Another streaming product based on C++ is the Concord framework that came out of the ad tech world. When YieldMo had trouble getting Apache Storm (developed in Java and a JVM-compliant language called Clojure) to scale, a group of developers at the company, including Shinji Kim, decided to build their own real-time streaming system based on the MillWheel paper from Google.
The resulting Concord product – which was acquired last fall by Akamai Technologies – was written in C++ and implemented on the Mesos resource scheduler. “If you run that on Hadoop MapReduce jobs, if something fails, it definitely can cause a certain behavior, like cascading failure or a cluster-wide failure if one of your jobs doesn’t run well,” Kim told Datanami. “Or there could be an issue with the JVM where if you get high influx of traffic all of a sudden, if a GC [garbage collection] kicks in… there’s a lot of computations that you need get right.”
Before it was acquired by Apple two years ago, Turi (formerly GraphLab and Dato) developed a popular machine learning framework that included graph algorithms. While the framework as a whole was open source and has Python APIs for data scientists to develop in, the underlying machine learning engine, based in C++, remained proprietary. There was good reason for that, as Turi’s Rajat Arya explained.

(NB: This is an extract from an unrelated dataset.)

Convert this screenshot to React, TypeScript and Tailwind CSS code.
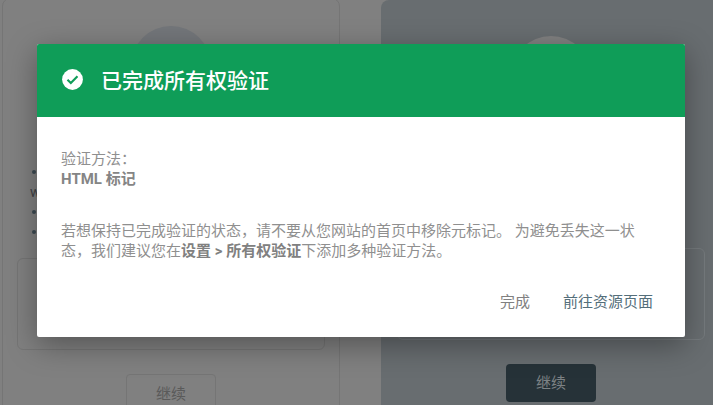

“Most academic papers and almost all vendors are talking about how long to train a model,” Arya told Datanami. “It turns out you really care about how long it takes to score a model or get a prediction. The real time prediction is what’s important because that’s what’s driving the business.”
By writing the engine in C++, Turi could be ensured a certain level of performance. “Open source is a great teaching tool. It gets a lot more people plugged in,” Arya said. “But the ability to get something done in a week is much more important. Open source can’t fill that gap.”